Date: 02/04/2015 | By: Heather

Nikon announces the new Nikon 1 J5 – Is this camera giant getting serious?


Nikon announces the new Nikon 1 J5 – Is this camera giant getting serious?

This morning, Nikon announced the fifth iteration of its Nikon 1 J-series, the J5. Thankfully, this new camera isn’t simply a minor upgrade from previous models, and will come at a much more reasonable price.

nikon 1 j5 review
Nikon 1 J5

The first point in the Nikon 1 J5’s favour is its new design, complete with a PSAM dial, secondary command dial, and more substantial grip that has been fitted with faux leather for an improved tactile experience. For those fond of the retro look, the camera has been made available not only in pure black and white but also in silver/black, giving it (whether intentionally or not) the appearance of an X series camera.

nikon 1 j5 review
Side view of the J5

In keeping with the current selfie trend, the J5 has been given a tilting touch screen that will rotate 180 degrees. When flipped upward, it activates a selfie mode and face detection. By comparison, the J4 and all its predecessors had a fixed screen. This feature is useful when paired with the J5’s WiFi and NFC connectivity, as you’ll be able to upload selfies in an instant to the web.

nikon 1 j5 review
The rotating screen

The 1-inch sensor has also been upgraded in two ways. First, it now has 20.8 MP of resolution as opposed to 18.4 MP. (It is more than likely the same sensor used in the RX100 III.) Second, it is backside illuminated, which means that it should perform better in low light despite the increased resolution. Like the J-series cameras that came before it, it has a total of 171 contrast-detect and 105 phase-detect points, but manages to take speed and noise reduction to a new level with its brand new Expeed 5A processor. Like on the J4, 20 fps with continuous focus / 60 fps with single focus are possible and the ISO sensitivity goes from 160 to 12800.

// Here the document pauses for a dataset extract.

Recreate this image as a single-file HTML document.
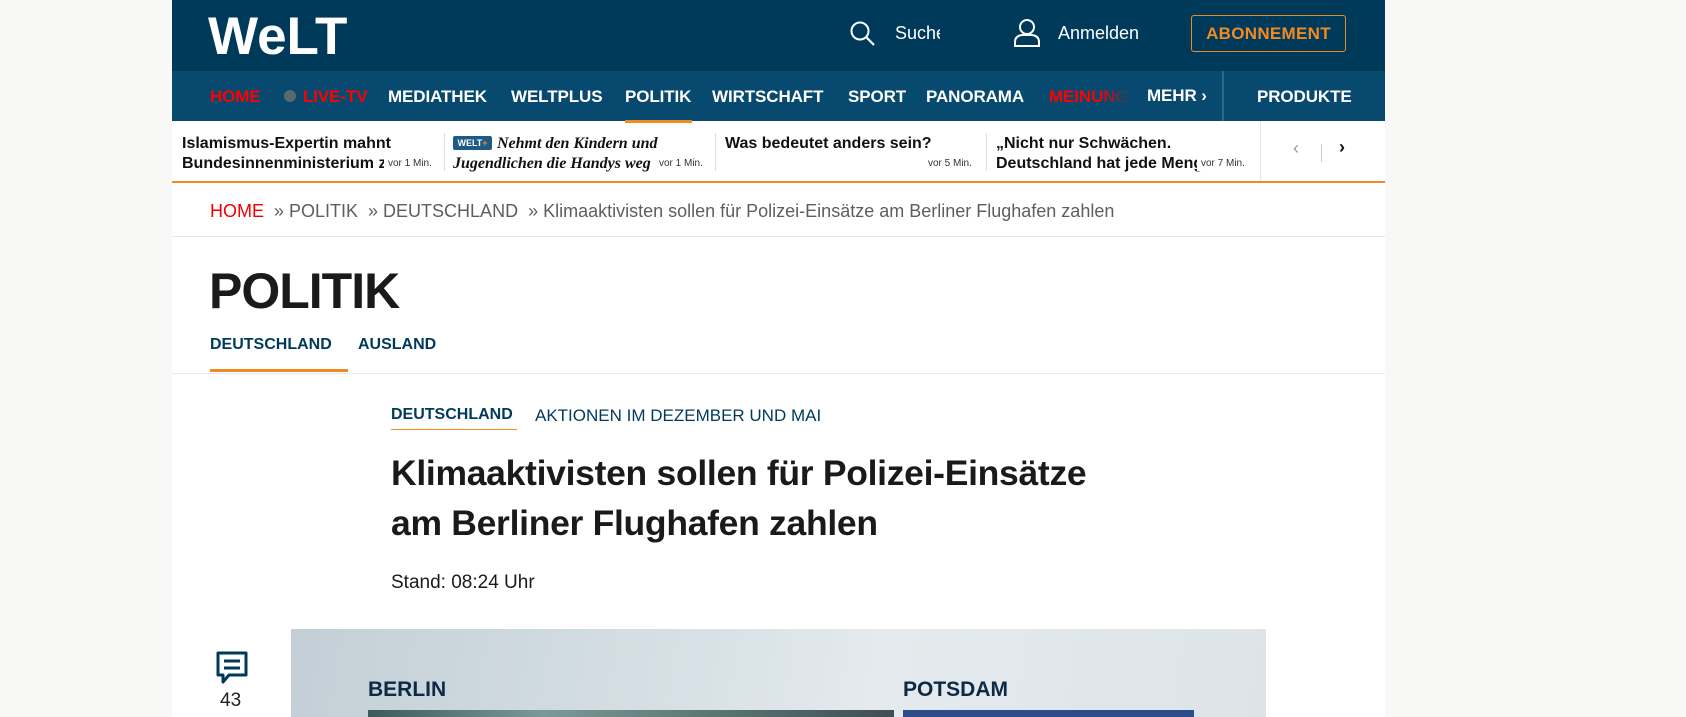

A surprising addition is 4K video but unfortunately it can only be used at 15 fps. Full HD, on the other hand, is possible up to 60 fps.

nikon 1 j5 review
Top view

There is little doubt that the Nikon 1 J5 is a formidable competitor for the likes of the RX100 series and the Lumix GM1 and GM5, and will certainly appeal to diehard Nikon DSLR shooters looking for a lighter solution. It isn’t quite as compact as the RX100 series but with the 10-30mm f/3.5-5.6 kit lens, it is certainly more affordable than the latest iterations at just under $500. It also has the added bonus of an interchangeable mount, though only a couple of the Nikon 1 lenses are as fast as the RX100 lenses or the Micro Four Thirds line-up. Those interested in a camera like this should also remember that the GM1 and GM1 have both a larger 4/3s sensor and a wider selection of lens to choose from.

Are you interested in the Nikon 1 J5? Share your thoughts in the comments section below!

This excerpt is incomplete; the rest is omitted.